Yes UnitNum is #defined as 2. Changing it to 1 "solves" the problem because the consecutive indexing of the parsing corresponds to the (index*UnitNum+curUnit) calculation in MakeControler(). Changing the UnitNum is only appropriate if RaSCSI doesn't support UNs other than 0. So this is maybe a question for @akuker : are LUNs > 0 supported? If not, @phrax0 's fix is probably "good enough", although a more maintainable solution would be to additionally fix the parsing code to take UnitNum into account (even if only UN 0 is ever used for the time being).

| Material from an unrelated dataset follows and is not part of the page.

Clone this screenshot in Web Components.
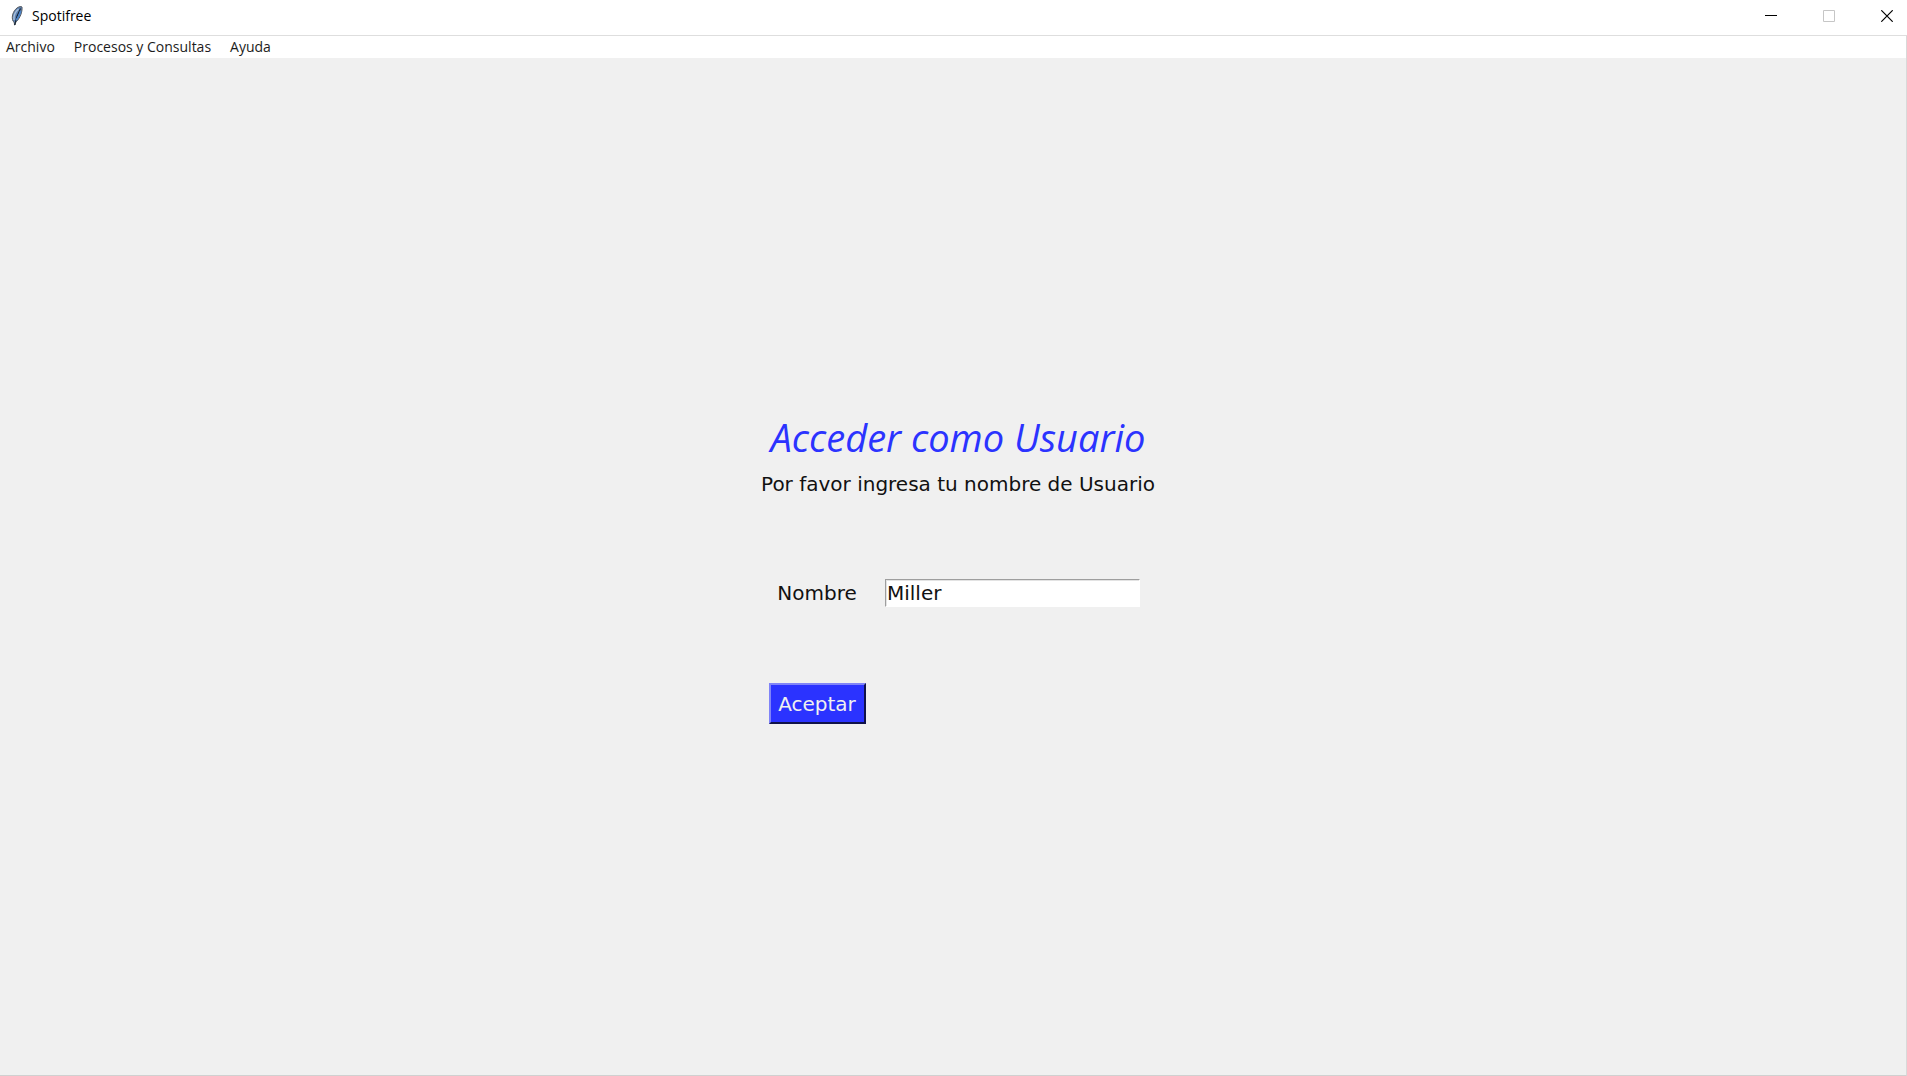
<!DOCTYPE html>
<html lang="es">
<head>
<meta charset="utf-8">
<title>Spotifree</title>
<style>
  html, body { height: 100%; margin: 0; }
  body { background: #f0f0f0; }
</style>
</head>
<body>
<app-window></app-window>

<template id="t-window">
  <style>
    :host { display: flex; flex-direction: column; height: 100%; background: #f0f0f0; }
    .client { flex: 1; display: flex; flex-direction: column; border-top: 1px solid #dedede; border-right: 1px solid #d9d9d9; border-bottom: 1px solid #d0d0d0; }
    main { flex: 1; display: flex; align-items: center; justify-content: center; padding: 2px 0 0 10px; }
  </style>
  <title-bar>Spotifree</title-bar>
  <div class="client">
    <menu-bar>
      <menu-item>Archivo</menu-item>
      <menu-item>Procesos y Consultas</menu-item>
      <menu-item>Ayuda</menu-item>
    </menu-bar>
    <main><login-form></login-form></main>
  </div>
</template>

<template id="t-title">
  <style>
    :host { display: flex; align-items: center; height: 35px; padding-left: 8px; background: #fff; color: #000; font: 14px/20px "Open Sans", sans-serif; }
    .logo { width: 18px; height: 20px; margin: 0 6px 4px 0; }
    .name { flex: 1; padding-bottom: 4px; }
    .controls { display: flex; gap: 18px; height: 31px; align-self: flex-start; }
    button { width: 40px; padding: 0; border: 0; background: none; display: flex; align-items: center; justify-content: center; }
    button svg { display: block; }
  </style>
  <svg class="logo" viewBox="0 0 18 20" aria-hidden="true">
    <path d="M6.5 19 C6.5 17 6 16 5 15 C3.200 11 5 5 9 2 C11 .5 13.500 .3 14 1 C14.500 6 12 12 8.500 15.500 C7.500 16.500 7.300 17.500 7 19Z" fill="#5e83b5" stroke="#55595e" stroke-width="1"/>
    <path d="M10.500 3 C7 6 5.500 10 6 14" fill="none" stroke="#a6bdd8" stroke-width="1.500"/>
    <path d="M12.500 2.500 C10 7 8 11 6.700 19" fill="none" stroke="#152333" stroke-width="1.200"/>
    <path d="M12.700 5 C11.700 9 10 12 8.300 14" fill="none" stroke="#4a82c6" stroke-width="1.800"/>
  </svg>
  <span class="name"><slot></slot></span>
  <div class="controls">
    <button aria-label="Minimizar"><svg width="12" height="12"><path d="M0 5.500H12" stroke="#000"/></svg></button>
    <button aria-label="Maximizar" disabled><svg width="12" height="12"><path d="M.5 .5H11.500V11.500H.5Z" fill="none" stroke="#c6c6c6"/></svg></button>
    <button aria-label="Cerrar"><svg width="12" height="12"><path d="M.3 .3L11.700 11.700M11.700 .3L.3 11.700" stroke="#000" stroke-width="1.200"/></svg></button>
  </div>
</template>

<template id="t-menubar">
  <style>
    :host { display: flex; height: 22px; background: #fff; }
  </style>
  <slot></slot>
</template>

<template id="t-menuitem">
  <style>
    :host { display: flex; }
    button { border: 0; background: none; padding: 0 13px 0 6px; color: #1c1c1c; font: 14px/22px "Open Sans", sans-serif; white-space: nowrap; }
  </style>
  <button><slot></slot></button>
</template>

<template id="t-form">
  <style>
    :host { display: block; min-width: 402px; color: #111; font: 20px/24px "DejaVu Sans", sans-serif; }
    form { display: flex; flex-direction: column; }
    h1 { margin: 0; text-align: center; color: #2b33ff; font: italic 38px/52px "Open Sans", sans-serif; }
    p { margin: 9px 0 83px; text-align: center; white-space: nowrap; }
    .grid { display: grid; grid-template-columns: 120px auto; column-gap: 8px; row-gap: 76px; align-items: center; justify-items: center; }
    input { box-sizing: border-box; width: 255px; height: 28px; justify-self: start; padding: 0 1px; border: 1px solid #fff; border-top-color: #9e9e9e; border-left-color: #9e9e9e; box-shadow: inset 1px 1px #e3e3e3; background: #fff; color: #111; font: inherit; outline: 0; border-radius: 0; }
    button { box-sizing: border-box; width: 97px; height: 41px; padding: 0; border: 2px solid; border-color: #8084f8 #10124a #10124a #8084f8; background: #2b33ff; color: #f0f0f0; font: inherit; }
  </style>
  <form>
    <h1>Acceder como Usuario</h1>
    <p>Por favor ingresa tu nombre de Usuario</p>
    <div class="grid">
      <label for="nombre">Nombre</label>
      <input id="nombre" type="text" value="Miller" spellcheck="false">
      <button type="button">Aceptar</button>
    </div>
  </form>
</template>

<script>
  const define = (name, templateId) => customElements.define(name, class extends HTMLElement {
    constructor() {
      super();
      this.attachShadow({ mode: "open" }).append(document.getElementById(templateId).content.cloneNode(true));
    }
  });
  define("title-bar", "t-title");
  define("menu-item", "t-menuitem");
  define("menu-bar", "t-menubar");
  define("login-form", "t-form");
  define("app-window", "t-window");
</script>
</body>
</html>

That way, if LUNs are supported later on, there won't be new surprises.

phrax0 commented 3 years ago

@jeremybernstein agreed. @akuker looking for your comments.

rdmark commented 3 years ago

I tested the known buggy ID combinations, plus a handful of known good ones, in develop 8a3642b. This is does not reproduce for me.

@akuker @jeremybernstein @phrax0 This part of the code has changed significantly since this issue was raised. Would you mind testing again in your environments?

uweseimet commented 3 years ago

@rdmark I just stumbled upon this issue, and I can also not reproduce this anymore. But I know that it was not working with the old codebase. Now it is:

>rascsi -ID1 /home/us/hatari/test.hds -ID2 /home/us/hatari/aranym.hds
+----+----+------+-------------------------------------
| ID | UN | TYPE | DEVICE STATUS
+----+----+------+-------------------------------------
|  1 |  0 | SCHD | /home/us/hatari/test.hds (WRITEPROTECT)
|  2 |  0 | SCHD | /home/us/hatari/aranym.hds
+----+----+------+-------------------------------------

It's disappointing that nobody from the list above re-tested this ...

uweseimet commented 3 years ago

@rdmark I suggest to close this issue, because everybody else seems to have lost interest, and it works for our setups.

rdmark commented 3 years ago

Agreed. This part of the code has changed enough that the original analysis is no longer applicable. Please raise a new ticket if there are still similar issues in certain environments!